Probing the mystery of how a civilization at the height of its achievement could have propelled itself into such a ruinous conflict, Keegan takes us behind the scenes of the negotiations among Europes crowned heads (all of them related to one another by blood) and ministers, and their doomed efforts to defuse the crisis. He reveals how, by an astonishing failure of diplomacy and communication, a bilateral dispute grew to engulf an entire continent.
But the heart of Keegans superb narrative is, of course, his analysis of the military conflict. With unequalled authority and insight, he recreates the nightmarish engagements whose names have become legend--Verdun, the Somme and Gallipoli among them--and sheds new light on the strategies and tactics employed, particularly the contributions of geography and technology. No less central to Keegans account is the human aspect. He acquaints us with the thoughts of the intriguing personalities who oversaw the tragically unnecessary catastrophe--from heads of state like Russias hapless tsar, Nicholas II, to renowned warmakers such as Haig, Hindenburg and Joffre. But Keegan reserves his most affecting personal sympathy for those whose individual efforts history has not recorded--the anonymous millions, indistinguishably drab, undifferentially deprived of any scrap of the glories that by tradition made the life of the man-at-arms tolerable.

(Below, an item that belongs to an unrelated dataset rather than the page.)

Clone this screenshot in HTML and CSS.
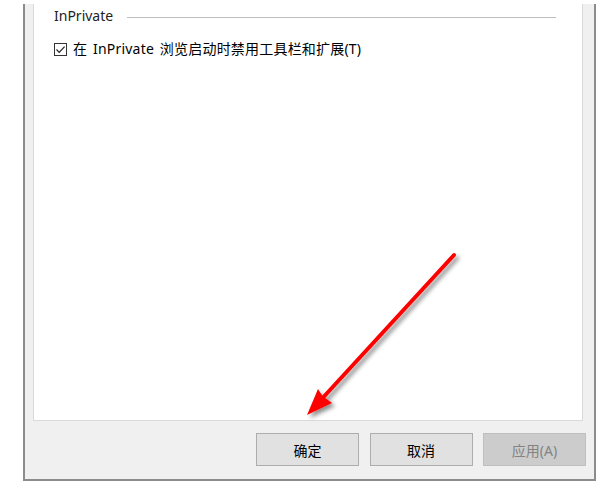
FILE: index.html
```html
<!DOCTYPE html>
<html lang="zh-CN">
<head>
<meta charset="utf-8">
<title>InPrivate</title>
<link rel="stylesheet" href="styles.css">
</head>
<body>
<div class="dialog">
  <div class="panel">
    <div class="group-head">
      <span class="group-title">InPrivate</span>
      <span class="group-line"></span>
    </div>
    <label class="check-row">
      <span class="checkbox">
        <svg viewBox="0 0 13 13" width="13" height="13"><path d="M2.5 6.5 L5.2 9.3 L10.6 3.6" fill="none" stroke="#222" stroke-width="1.2"/></svg>
      </span>
      <span class="check-text">在 InPrivate 浏览启动时禁用工具栏和扩展(T)</span>
    </label>
  </div>
  <div class="footer">
    <button class="btn">确定</button>
    <button class="btn">取消</button>
    <button class="btn btn-disabled" disabled>应用(A)</button>
  </div>
</div>
<svg class="arrow" width="599" height="483" viewBox="0 0 599 483">
  <defs>
    <filter id="sh" x="-20%" y="-20%" width="140%" height="140%">
      <feDropShadow dx="3" dy="3" stdDeviation="2.2" flood-color="#000" flood-opacity="0.45"/>
    </filter>
  </defs>
  <g filter="url(#sh)">
    <line x1="454" y1="255" x2="318" y2="403" stroke="#ff0000" stroke-width="4" stroke-linecap="round"/>
    <polygon points="307,415 332,403 322.5,396 318,389" fill="#ff0000"/>
  </g>
</svg>
</body>
</html>
```
FILE: styles.css
```css
html, body {
  margin: 0;
  padding: 0;
  background: #ffffff;
}
body {
  width: 599px;
  height: 483px;
  position: relative;
  overflow: hidden;
  font-family: "Noto Sans", "Noto Sans CJK SC", sans-serif;
  font-size: 14px;
  color: #000;
}
.dialog {
  box-sizing: border-box;
  margin: 4px 0 0 23px;
  width: 573px;
  height: 477px;
  background: #f0f0f0;
  border-left: 2px solid #8c8c8c;
  border-right: 2px solid #8c8c8c;
  border-bottom: 2px solid #8c8c8c;
  display: flex;
  flex-direction: column;
}
.panel {
  box-sizing: border-box;
  margin-left: 8px;
  width: 550px;
  height: 417px;
  background: #ffffff;
  border: 1px solid #dadada;
  border-top: none;
  padding: 0 0 0 20px;
}
.group-head {
  display: flex;
  align-items: center;
  height: 24px;
}
.group-title {
  color: #222;
  line-height: 24px;
}
.group-line {
  margin-left: 14px;
  width: 429px;
  border-top: 1px solid #bdbdbd;
  margin-top: 2px;
}
.check-row {
  display: flex;
  align-items: center;
  margin-top: 11px;
  height: 20px;
}
.checkbox {
  box-sizing: border-box;
  width: 13px;
  height: 13px;
  border: 1px solid #333;
  background: #fff;
  position: relative;
  flex: none;
}
.checkbox svg {
  position: absolute;
  left: -1px;
  top: -1px;
}
.check-text {
  margin-left: 6px;
  line-height: 20px;
  word-spacing: 2px;
  letter-spacing: 0.2px;
}
.footer {
  display: flex;
  justify-content: flex-end;
  gap: 10.5px;
  padding: 12px 8px 0 0;
}
.btn {
  box-sizing: border-box;
  width: 103px;
  height: 33px;
  background: #e1e1e1;
  border: 1px solid #adadad;
  font-family: "Noto Sans", "Noto Sans CJK SC", sans-serif;
  font-size: 14px;
  color: #000;
  padding: 0;
  margin: 0;
}
.btn-disabled {
  background: #cccccc;
  border-color: #bfbfbf;
  color: #838383;
}
.arrow {
  position: absolute;
  left: 0;
  top: 0;
  pointer-events: none;
}
```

By the end of the war, three great empires--the Austro-Hungarian, the Russian and the Ottoman--had collapsed. But as Keegan shows, the devastation ex-tended over the entirety of Europe, and still profoundly informs the politics and culture of the continent today. His brilliant, panoramic account of this vast and terrible conflict is destined to take its place among the classics of world history.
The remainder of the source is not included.